**EXERCISE:** Copy out each line that has "React" in it.

-- Begin SOURCE DATA --

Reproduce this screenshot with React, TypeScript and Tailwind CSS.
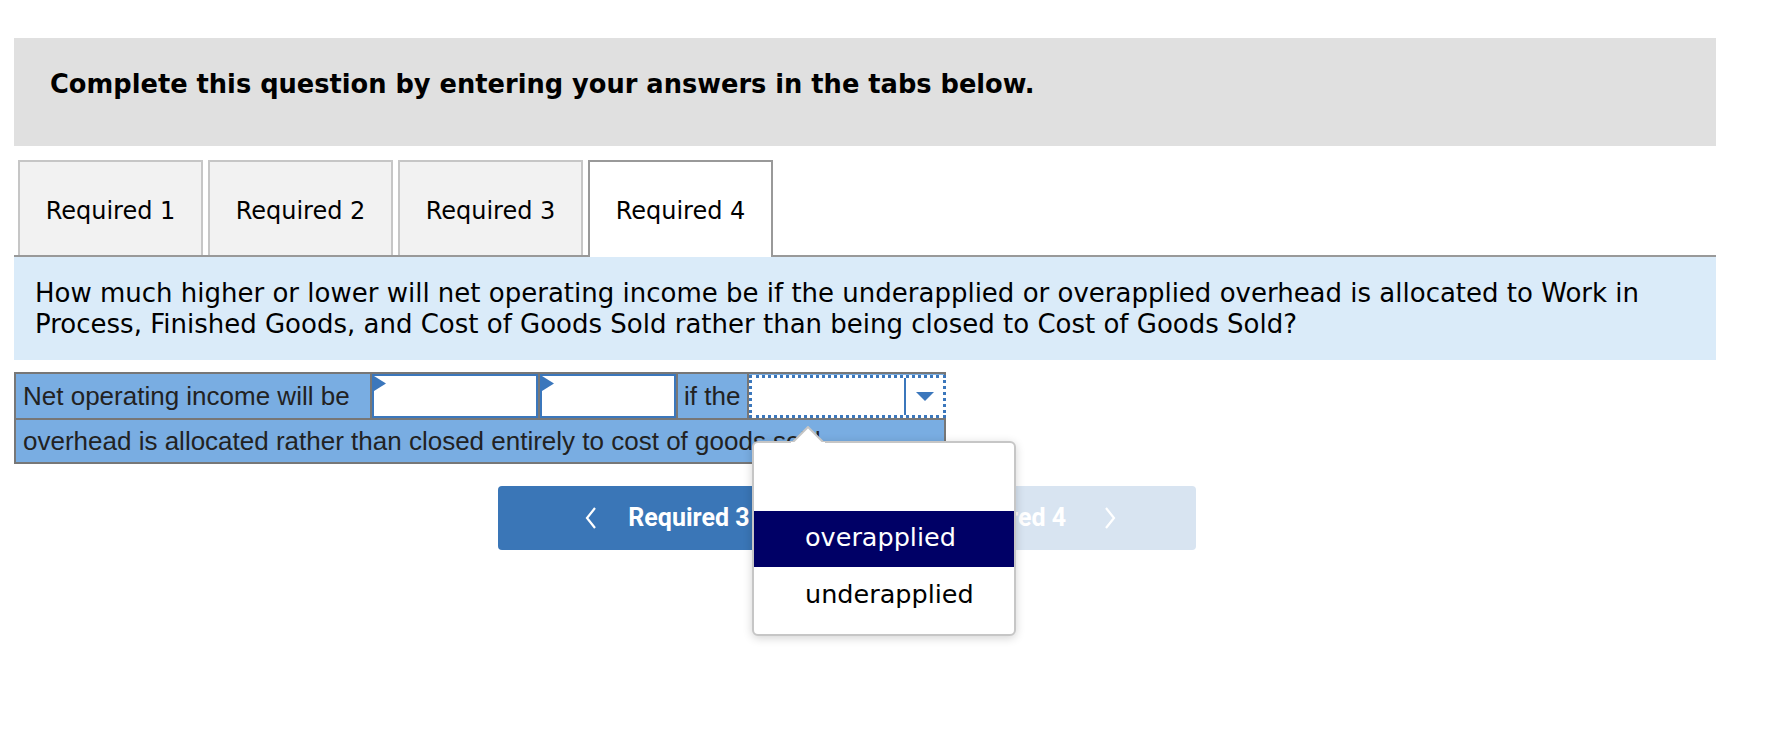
const verdana = { fontFamily: '"DejaVu Sans", Verdana, sans-serif' };

const tabs = ['Required 1', 'Required 2', 'Required 3', 'Required 4'];

function Flag() {
  return (
    <svg className="absolute left-0 top-0" width="12" height="15" viewBox="0 0 12 15">
      <polygon points="0,0 12,7.5 0,15" fill="#3b77bc" />
    </svg>
  );
}

function AnswerTable() {
  return (
    <div className="mt-[12px] w-[932px] bg-[#79ade2] border-2 border-[#777] text-[26px] text-[#222] font-['Liberation_Sans',Arial,sans-serif]">
      <div className="flex h-[44px]">
        <div className="w-[354px] shrink-0 flex items-center pl-[7px] whitespace-nowrap">Net operating income will be</div>
        <div className="w-[2px] shrink-0 bg-[#777]" />
        <div className="relative w-[166px] shrink-0 bg-white border-2 border-[#3b77bc]">
          <Flag />
        </div>
        <div className="w-[2px] shrink-0 bg-[#777]" />
        <div className="relative w-[136px] shrink-0 bg-white border-2 border-[#3b77bc]">
          <Flag />
        </div>
        <div className="w-[2px] shrink-0 bg-[#777]" />
        <div className="w-[69px] shrink-0 flex items-center pl-[6px] whitespace-nowrap">if the</div>
        <div className="w-[2px] shrink-0 bg-[#777]" />
        <div className="w-[197px] shrink-0 -mr-[4px] mt-[1px] bg-white border-[3px] border-dotted border-[#3b77bc] flex items-stretch justify-end">
          <div className="w-[2px] bg-[#3b77bc]" />
          <div className="w-[37px] flex items-center justify-center">
            <svg width="18" height="9" viewBox="0 0 18 9">
              <polygon points="0,0 18,0 9,9" fill="#3b77bc" />
            </svg>
          </div>
        </div>
      </div>
      <div className="h-[2px] bg-[#777]" />
      <div className="h-[42px] flex items-center pl-[7px] whitespace-nowrap">
        overhead is allocated rather than closed entirely to cost of goods sold.
      </div>
    </div>
  );
}

function Chevron({ dir }: { dir: 'left' | 'right' }) {
  return (
    <svg width="12" height="24" viewBox="0 0 12 24">
      <polyline
        points={dir === 'left' ? '10,2 2,12 10,22' : '2,2 10,12 2,22'}
        fill="none"
        stroke="white"
        strokeWidth="2.2"
      />
    </svg>
  );
}

function Popup() {
  return (
    <div
      className="absolute left-[752px] top-[441px] w-[264px] h-[195px] bg-white border-2 border-[#c6c6c6] rounded-[6px] shadow-[0_2px_10px_rgba(0,0,0,0.18)] pt-[12px] text-[25.5px] text-black"
      style={verdana}
    >
      <svg className="absolute left-[37px] -top-[17px]" width="34" height="19" viewBox="0 0 34 19">
        <polygon points="0,18 17,1 34,18" fill="white" stroke="#c6c6c6" strokeWidth="2" />
        <rect x="0" y="16" width="34" height="3" fill="white" />
      </svg>
      <div className="h-[56px]" />
      <div className="h-[56px] bg-[#000066] text-white flex items-center pl-[51px] pb-[3px]">overapplied</div>
      <div className="h-[56px] flex items-center pl-[51px] pb-[2px]">underapplied</div>
    </div>
  );
}

export default function App() {
  return (
    <div className="relative w-[1766px] h-[756px] bg-white overflow-hidden">
      <div className="ml-[14px] w-[1702px] pt-[38px]">
        <div className="h-[108px] bg-[#e0e0e0] pt-[32px] pl-[36px]">
          <h1 className="text-[25.7px] leading-[29px] font-bold text-black" style={verdana}>
            Complete this question by entering your answers in the tabs below.
          </h1>
        </div>

        <div className="mt-[14px] flex gap-[5px] pl-[4px] border-b-2 border-[#999] h-[97px]" style={verdana}>
          {tabs.map((t, i) =>
            i === 3 ? (
              <div
                key={t}
                className="w-[185px] h-[97px] bg-white border-2 border-b-0 border-[#999] flex items-center justify-center pt-[3px] text-[24px] text-black"
              >
                {t}
              </div>
            ) : (
              <div
                key={t}
                className="w-[185px] h-[95px] bg-[#f2f2f2] border-2 border-b-0 border-[#c6c6c6] flex items-center justify-center pt-[4px] text-[24px] text-black"
              >
                {t}
              </div>
            )
          )}
        </div>

        <div className="bg-[#daebf9] pt-[21px] pb-[20px] px-[21px] text-[26px] leading-[31px] text-black" style={verdana}>
          How much higher or lower will net operating income be if the underapplied or overapplied overhead is allocated to Work in
          <br />
          Process, Finished Goods, and Cost of Goods Sold rather than being closed to Cost of Goods Sold?
        </div>

        <AnswerTable />

        <div className="mt-[22px] ml-[484px] flex gap-[4px] font-['Roboto',sans-serif] font-bold text-[25px] text-white">
          <div className="w-[347px] h-[64px] rounded-[4px] bg-[#3a76b7] flex items-center justify-center gap-[31px] pr-[8px]">
            <Chevron dir="left" />
            <span>Required 3</span>
          </div>
          <div className="w-[347px] h-[64px] rounded-[4px] bg-[#d8e4f1] flex items-center justify-center gap-[38px] pl-[16px]">
            <span>Required 4</span>
            <Chevron dir="right" />
          </div>
        </div>
      </div>

      <Popup />
    </div>
  );
}
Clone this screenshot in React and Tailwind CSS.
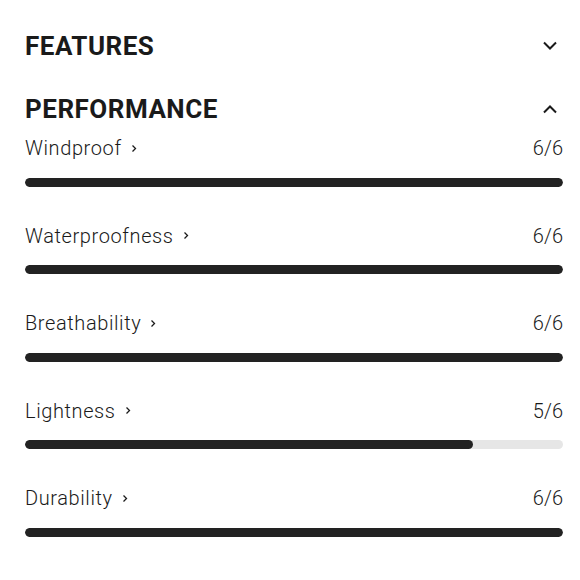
import React from "react";

const rows = [
  { label: "Windproof", value: 6 },
  { label: "Waterproofness", value: 6 },
  { label: "Breathability", value: 6 },
  { label: "Lightness", value: 5 },
  { label: "Durability", value: 6 },
];

function Chevron({ up }) {
  return (
    <svg width="16" height="10" viewBox="0 0 16 10" fill="none">
      <path
        d={up ? "M2 8.5L8 2.5L14 8.5" : "M2 1.5L8 7.5L14 1.5"}
        stroke="#1a1a1a"
        strokeWidth="2"
      />
    </svg>
  );
}

function Small() {
  return (
    <svg width="6" height="9" viewBox="0 0 6 9" fill="none" className="ml-[9px]">
      <path d="M1.5 1.5L4.5 4.5L1.5 7.5" stroke="#1a1a1a" strokeWidth="1.3" />
    </svg>
  );
}

export default function App() {
  return (
    <div
      className="w-[580px] h-[580px] bg-white pl-[25px] pr-[17px] pt-[30px] text-[#1a1a1a] overflow-hidden"
      style={{ fontFamily: "Roboto, 'Liberation Sans', sans-serif" }}
    >
      <div className="flex items-center justify-between h-[32px] pr-[5px]">
        <span className="text-[26px] font-bold leading-[32px] tracking-[0.5px]">FEATURES</span>
        <Chevron />
      </div>
      <div className="flex items-center justify-between h-[32px] mt-[31px] pr-[5px]">
        <span className="text-[26px] font-bold leading-[32px] tracking-[0.5px]">PERFORMANCE</span>
        <Chevron up />
      </div>
      <div className="mt-[9px] flex flex-col">
        {rows.map((r) => (
          <div key={r.label} className="flex flex-col mb-[35px]">
            <div className="flex items-center justify-between h-[28px]">
              <div className="flex items-center">
                <span className="text-[20px] font-light leading-[28px] tracking-[0.6px]">{r.label}</span>
                <Small />
              </div>
              <span className="text-[20px] font-light leading-[28px]">{r.value}/6</span>
            </div>
            <div className="mt-[15.5px] h-[9px] w-full rounded-full bg-[#e6e6e6] overflow-hidden">
              <div
                className="h-full rounded-full bg-[#222222]"
                style={{ width: `${(r.value / 6) * 100}%` }}
              />
            </div>
          </div>
        ))}
      </div>
    </div>
  );
}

-- End SOURCE DATA --

**FINISHED ANSWER:**
Reproduce this screenshot with React, TypeScript and Tailwind CSS.
Clone this screenshot in React and Tailwind CSS.
import React from "react";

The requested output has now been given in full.